*TASK GOAL:* Copy each line of the material below that includes the string "styles".

___ DATA LINES ___

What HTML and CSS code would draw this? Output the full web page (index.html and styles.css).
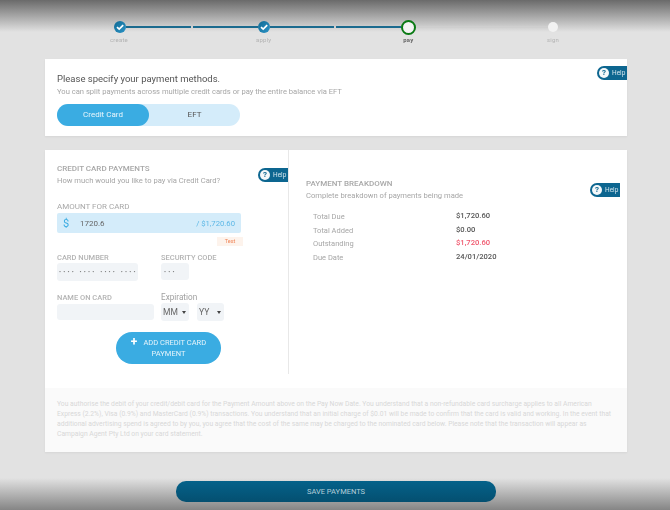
FILE: index.html
```html
<!DOCTYPE html>
<html lang="en">
  <head>
    <meta charset="UTF-8" />
    <title>Payment</title>
    <link rel="stylesheet" href="styles.css">
  </head>
  <body>
    <div class="shade-top"></div>
    <div class="shade-bottom"></div>

    <div class="stepper">
      <div class="track">
        <span class="dot done"><svg viewBox="0 0 12 12"><path d="M3 6.2 5.2 8.2 9.2 4.2" /></svg></span>
        <div class="segment"><span class="line"></span><span class="line"></span></div>
        <span class="dot done"><svg viewBox="0 0 12 12"><path d="M3 6.2 5.2 8.2 9.2 4.2" /></svg></span>
        <div class="segment mid"><span class="line"></span><span class="line"></span></div>
        <span class="dot current"></span>
        <div class="segment"><span class="line todo"></span></div>
        <span class="dot next"></span>
      </div>
      <div class="step-labels">
        <span>create</span>
        <span>apply</span>
        <span class="active">pay</span>
        <span>sign</span>
      </div>
    </div>

    <div class="card methods">
      <a class="help help-methods"><i>?</i>Help</a>
      <h1>Please specify your payment methods.</h1>
      <p class="sub">You can split payments across multiple credit cards or pay the entire balance via EFT</p>
      <div class="toggle">
        <div class="toggle-item selected">Credit Card</div>
        <div class="toggle-item">EFT</div>
      </div>
    </div>

    <div class="card payments">
      <div class="columns">
        <div class="col-left">
          <a class="help help-card"><i>?</i>Help</a>
          <h2>CREDIT CARD PAYMENTS</h2>
          <p class="sub">How much would you like to pay via Credit Card?</p>
          <label class="amount-label">AMOUNT FOR CARD</label>
          <div class="amount">
            <span class="currency">$</span>
            <span class="value">1720.6</span>
            <span class="total">/ $1,720.60</span>
          </div>
          <div class="test-row"><span class="test">Test</span></div>
          <div class="form-row first">
            <div class="field field-number">
              <label>CARD NUMBER</label>
              <div class="input number">•••• •••• •••• ••••</div>
            </div>
            <div class="field">
              <label>SECURITY CODE</label>
              <div class="input code">•••</div>
            </div>
          </div>
          <div class="form-row second">
            <div class="field field-name">
              <label>NAME ON CARD</label>
              <div class="input name"></div>
            </div>
            <div class="field">
              <label class="plain">Expiration</label>
              <div class="selects">
                <div class="input pick mm">MM<b></b></div>
                <div class="input pick yy">YY<b></b></div>
              </div>
            </div>
          </div>
          <button class="add-btn"><span class="plus">+</span>ADD CREDIT CARD<br>PAYMENT</button>
        </div>
        <div class="col-right">
          <a class="help help-breakdown"><i>?</i>Help</a>
          <h2>PAYMENT BREAKDOWN</h2>
          <p class="sub">Complete breakdown of payments being made</p>
          <div class="breakdown">
            <span>Total Due</span><strong>$1,720.60</strong>
            <span>Total Added</span><strong>$0.00</strong>
            <span>Outstanding</span><strong class="red">$1,720.60</strong>
            <span>Due Date</span><strong>24/01/2020</strong>
          </div>
        </div>
      </div>
      <div class="legal">
        You authorise the debit of your credit/debit card for the Payment Amount above on the Pay Now Date. You understand that a non-refundable card surcharge applies to all American
        Express (2.2%), Visa (0.9%) and MasterCard (0.9%) transactions. You understand that an initial charge of $0.01 will be made to confirm that the card is valid and working. In the event that
        additional advertising spend is agreed to by you, you agree that the cost of the same may be charged to the nominated card below. Please note that the transaction will appear as
        Campaign Agent Pty Ltd on your card statement.
      </div>
    </div>

    <div class="save-row">
      <button class="save">SAVE PAYMENTS</button>
    </div>
  </body>
</html>
```

FILE: styles.css
```css
html,
body {
  height: 510px;
  overflow: hidden;
}

body {
  font-family: Roboto, "Liberation Sans", sans-serif;
  background-color: #e2e2e2;
  margin: 0;
  color: #555;
  position: relative;
  filter: blur(0.4px);
}

.shade-top,
.shade-bottom {
  position: absolute;
  left: 0;
  right: 0;
  pointer-events: none;
}

.shade-top {
  top: 0;
  height: 32px;
  background: linear-gradient(#6a6a6a, #e2e2e2);
}

.shade-bottom {
  bottom: 0;
  height: 32px;
  background: linear-gradient(#e2e2e2, #858585);
}

/* stepper */
.stepper {
  position: relative;
  height: 59px;
  padding-top: 19px;
  box-sizing: border-box;
}

.track {
  display: flex;
  align-items: center;
  height: 16px;
  margin-left: 113.5px;
}

.segment {
  display: flex;
  gap: 2px;
  width: 132.5px;
}

.segment.mid {
  width: 130.5px;
}

.dot {
  flex: none;
  border-radius: 50%;
  box-sizing: border-box;
}

.dot.done {
  width: 12px;
  height: 12px;
  background: linear-gradient(135deg, #0f6a94, #2c93c6);
}

.dot.done svg {
  display: block;
  width: 12px;
  height: 12px;
  fill: none;
  stroke: #fff;
  stroke-width: 1.7;
}

.dot.current {
  width: 15px;
  height: 15px;
  background: #f4f4f4;
  border: 2.5px solid #0a7a14;
}

.dot.next {
  width: 10px;
  height: 10px;
  background: #f2f2f2;
}

.line {
  flex: 1;
  height: 2px;
  background-color: #1a6a8e;
}

.line.todo {
  background-color: #cfcfcf;
}

.step-labels {
  display: grid;
  grid-template-columns: repeat(4, 60px);
  column-gap: 84.7px;
  margin-left: 89px;
  font-size: 6px;
  line-height: 9px;
  text-align: center;
  letter-spacing: 0.2px;
  color: #b3b3b3;
}

.step-labels .active {
  color: #666;
  font-weight: 700;
}

/* cards */
.card {
  position: relative;
  background-color: #fff;
  margin: 0 43px 0 45px;
  box-shadow: 0 1px 2px rgba(0, 0, 0, 0.06);
}

.methods {
  height: 77px;
  padding: 14px 12px 0;
  box-sizing: border-box;
}

.payments {
  margin-top: 14px;
  height: 302px;
}

h1 {
  margin: 0;
  font-size: 9.5px;
  line-height: 12px;
  font-weight: 400;
  color: #555;
}

h2 {
  margin: 0;
  font-size: 8px;
  line-height: 10px;
  font-weight: 500;
  color: #a8a8a8;
}

.sub {
  margin: 1px 0 0;
  font-size: 7.6px;
  line-height: 11px;
  color: #a6a6a6;
}

.toggle {
  display: flex;
  width: 183px;
  height: 22px;
  margin-top: 7px;
  border-radius: 11px;
  background-color: #d4ecfa;
}

.toggle-item {
  flex: 1;
  font-size: 8px;
  line-height: 22px;
  text-align: center;
  color: #555;
  border-radius: 11px;
}

.toggle-item.selected {
  flex: none;
  width: 92px;
  background-color: #3aace2;
  color: #eaf6fc;
}

/* help tabs */
.help {
  position: absolute;
  display: flex;
  align-items: center;
  gap: 3px;
  height: 14px;
  width: 30px;
  box-sizing: border-box;
  padding-left: 2px;
  border-radius: 7px 0 0 7px;
  background-color: #0d6690;
  color: #d5e6ee;
  font-size: 6.5px;
}

.help i {
  flex: none;
  width: 10px;
  height: 10px;
  border-radius: 50%;
  background-color: #f4f8fa;
  color: #0d6690;
  font-style: normal;
  font-weight: 700;
  font-size: 8px;
  line-height: 10px;
  text-align: center;
}

.help-methods {
  top: 7px;
  right: 0;
}

.help-card {
  top: 18px;
  right: 0;
}

.help-breakdown {
  top: 33px;
  right: 7px;
}

/* two columns */
.columns {
  display: flex;
  height: 224px;
  margin-bottom: 14px;
}

.col-left {
  position: relative;
  width: 244px;
  box-sizing: border-box;
  padding: 14px 0 0 12px;
  border-right: 1px solid #e8e8e8;
}

.col-right {
  position: relative;
  flex: 1;
  padding: 29px 0 0 17px;
}

label {
  display: block;
  font-size: 7.5px;
  line-height: 10px;
  font-weight: 500;
  color: #b4b4b4;
}

.amount-label {
  margin-top: 16px;
  font-size: 8px;
  font-weight: 400;
  color: #a8a8a8;
}

.amount {
  display: flex;
  align-items: center;
  width: 184px;
  height: 20px;
  margin-top: 1px;
  padding: 0 6px;
  box-sizing: border-box;
  background-color: #d4ecfa;
  border-radius: 2px;
  font-size: 8px;
}

.currency {
  width: 17px;
  color: #3aace2;
  font-size: 11px;
}

.value {
  flex: 1;
  color: #666;
}

.total {
  font-size: 7.7px;
  color: #5db8e6;
}

.test-row {
  display: flex;
  justify-content: flex-end;
  width: 186px;
  height: 9px;
  margin-top: 4px;
}

.test {
  width: 26px;
  background-color: #fdf3ec;
  color: #f0865a;
  font-size: 5.5px;
  line-height: 9px;
  text-align: center;
}

.form-row {
  display: flex;
}

.form-row.first {
  margin-top: 7px;
}

.form-row.second {
  margin-top: 12px;
}

.field-number {
  width: 104px;
}

.field-name {
  width: 104px;
}

.input {
  background-color: #f1f4f7;
  border-radius: 3px;
  box-sizing: border-box;
  color: #777;
}

.number {
  width: 81px;
  height: 18px;
  padding-left: 2px;
  font-size: 6px;
  line-height: 18px;
  letter-spacing: 2.2px;
  white-space: nowrap;
  overflow: hidden;
}

.code {
  width: 28px;
  height: 17px;
  padding-left: 3px;
  font-size: 6px;
  line-height: 17px;
  letter-spacing: 2.2px;
}

.name {
  width: 97px;
  height: 16px;
  margin-top: 1px;
}

.plain {
  margin-top: -1px;
  font-size: 8.2px;
  font-weight: 400;
  color: #a0a0a0;
  line-height: 11px;
}

.selects {
  display: flex;
  gap: 8px;
}

.pick {
  display: flex;
  align-items: center;
  justify-content: space-between;
  width: 28px;
  height: 18px;
  padding: 0 3px 0 2px;
  font-size: 8.5px;
  color: #666;
}

.pick.yy {
  width: 27px;
}

.pick b {
  width: 0;
  height: 0;
  border-left: 2px solid transparent;
  border-right: 2px solid transparent;
  border-top: 3.5px solid #444;
}

.add-btn {
  display: block;
  width: 105px;
  height: 32px;
  margin: 11px 0 0 59px;
  padding: 0;
  border: none;
  border-radius: 16px;
  background-color: #3aace2;
  color: #e6f4fb;
  font-family: inherit;
  font-size: 7.5px;
  line-height: 11px;
}

.plus {
  font-size: 12px;
  font-weight: 700;
  line-height: 10px;
  margin-right: 6px;
  vertical-align: -1px;
  color: #fff;
}

/* breakdown table */
.breakdown {
  display: grid;
  grid-template-columns: 143px auto;
  grid-auto-rows: 13.6px;
  margin: 9px 0 0 7px;
  font-size: 7.5px;
  line-height: 13.6px;
  color: #a6a6a6;
}

.breakdown strong {
  font-size: 7.6px;
  font-weight: 500;
  color: #555;
  margin-top: -1px;
}

.breakdown .red {
  color: #f0566c;
}

.legal {
  height: 64px;
  padding: 11px 15px 0 12px;
  box-sizing: border-box;
  background-color: #fafafa;
  font-size: 6.75px;
  line-height: 10px;
  color: #d8d8d8;
}

/* save button */
.save-row {
  position: relative;
  display: flex;
  justify-content: center;
  margin-top: 29px;
}

.save {
  width: 320px;
  height: 21px;
  margin-left: 2px;
  border: none;
  border-radius: 10px;
  background: linear-gradient(#05628a, #044f70);
  color: #b5cfda;
  font-family: inherit;
  font-size: 7.5px;
}
```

___

*RESPONSE FOR THIS EXERCISE:*
What HTML and CSS code would draw this? Output the full web page (index.html and styles.css).
    <link rel="stylesheet" href="styles.css">
FILE: styles.css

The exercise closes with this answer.